The Great Interior
Altering Architecture
The Great Interior


To make a building is to make the territory. From a single step taking you from earth to dwelling or a humble windowsill keeping rain and cold outside while inviting light, design crosses culture with climate to define how we dwell. And whether built or grown, our environment is designed and constructed in a combination of modest fragments and great ensembles.
Based on last semester’s foundation, we will return to Pula to alter existing situations into a unknown, bright future.
In the Atlas of Pula you have described a complex territory through antiqities, natural and artificial ecologies, infrastructural and industrial landscapes and an intricate network of austro-hungarian military forts. We have seen how small interventions could radically question and transform that territory with new meaning and definition.
We have selected five existing buildings dealing with the larger territory of Pula for you to propose projects related to new kind of tourism. You shall re-use, conserve, convert, take care, transform, extend, alter the city around it.
The proposals will give definition to what is city, caring for what exists (architecture and landscape) but without - to paraphrase Alberti - preventing what has yet to come in the future. Instead we will design the future of these buildings.
Learning from the existing landscape is a way of being revolutionary for an architect. Not the obvious way, which is to tear down Paris and begin again, as Le Corbusier suggested in the 1920s, but another, more tolerant way; that is, to question how we look at things.
Learning from Las Vegas, 1972, Venturi, Scott Brown, Izenour
Outside the interior lies just another, larger, interior. An interior which contains all nature. Until recently, the story of the city has mainly favoured the centre. In the centre architecture found the place for political and artistic representation. The city wall kept hostile outsiders out and concentrated power within. The edge served as a place of defence and exclusion even without a wall. But the emergencies of climate change and globalisation demand another more integrated solution. Architecture needs to find a new purpose and means and today, it is the edge, rather than the centre, which holds the promise for a new type of interior that includes rather than excludes; an interior which contains the whole landscape and our lives within. We shall go in search of utopias on the edge, a new integration of architecture and landscape on the fringes of Zurich. Much of it is already there in communities and ecologies just far enough from sight to escape from a given form. But what is it? It is not a park; it has neither its design or singularity. It is not a garden although it contains many. And it is certainly not a pre-existing nature found on the edge of Zurich although it is perfectly natural.

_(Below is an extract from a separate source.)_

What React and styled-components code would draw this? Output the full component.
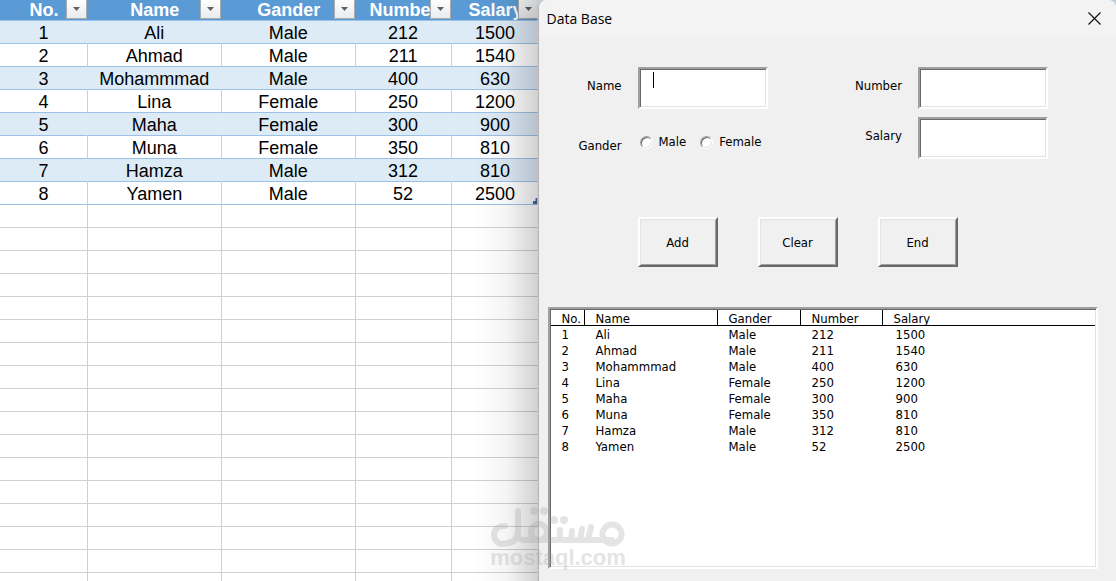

This place is made, is maintained and is regulated yet it feels loose, informal, open, public and even occasionally refreshingly scruffy. It is not civic yet it is cultivated metropolitan space. The landscape of the edge could be seen as a great work of bricolage where a world of multiple uses and environments loosely and informally defined by fences, boundaries and architectures within an accommodating nature.
We shall make a collective Atlas of the Edge, the ecologies, architectures, construction, materials, botany, gardens, working spaces and social lives which find common cause with nature. At the heart of bricolage lies the inventory of existing material and means. If the task is at the scale of an individual maker the inventory is ostensibly simple: materials and tools. When looking at the scale of territory, the architect’s inventory is the survey, both record and fiction. The first act of design is to observe and document how the very smallest construction is fundamental to defining the territory and conversely how the bigger conditions of landscape, topography, climate and collective human affairs determine the small actions of everyday life.
We shall start where all of architecture began; in the garden, in our garden at Hönngerberg. We will survey and observe the nature of existing elements and design and build a new structure for the edge. We shall see how the centre has pressed up to the edge and left a space in need of attention.
Once built, the garden project could be seen as a primer for a larger investigation on the edge of the city. To observe how multiple uses and communities have settled within a richly constructed nature and, as the authors of the Garden City believed over a century ago, this integrated landscape may be the site of utopia. Bruno Latour’s Cautious Prometheus states; “What no revolution has ever contemplated, namely the remaking of our collective life on earth, is to be carried through with exactly the opposite of revolutionary and modernizing attitudes. This is what renders the spirit of the time so interesting… the revolution has to always be revolutionized… the new “revolutionary” energy would be taken from the set of attitudes that are hard to come by in revolutionary movements: modesty, care, precautions, skills, crafts, meanings, attention to details, careful conservations, redesign, artificiality, and ever shifting transitory fashions. We have to be radically careful, or carefully radical... What an odd time we are living through.”
We will ask you to develop a radical architecture based on the world that surrounds you and. We shall see that beyond the edge is not outside, in fact it is just another inside, an interior which is designed, constructed inclusive and productive. In essence, natural.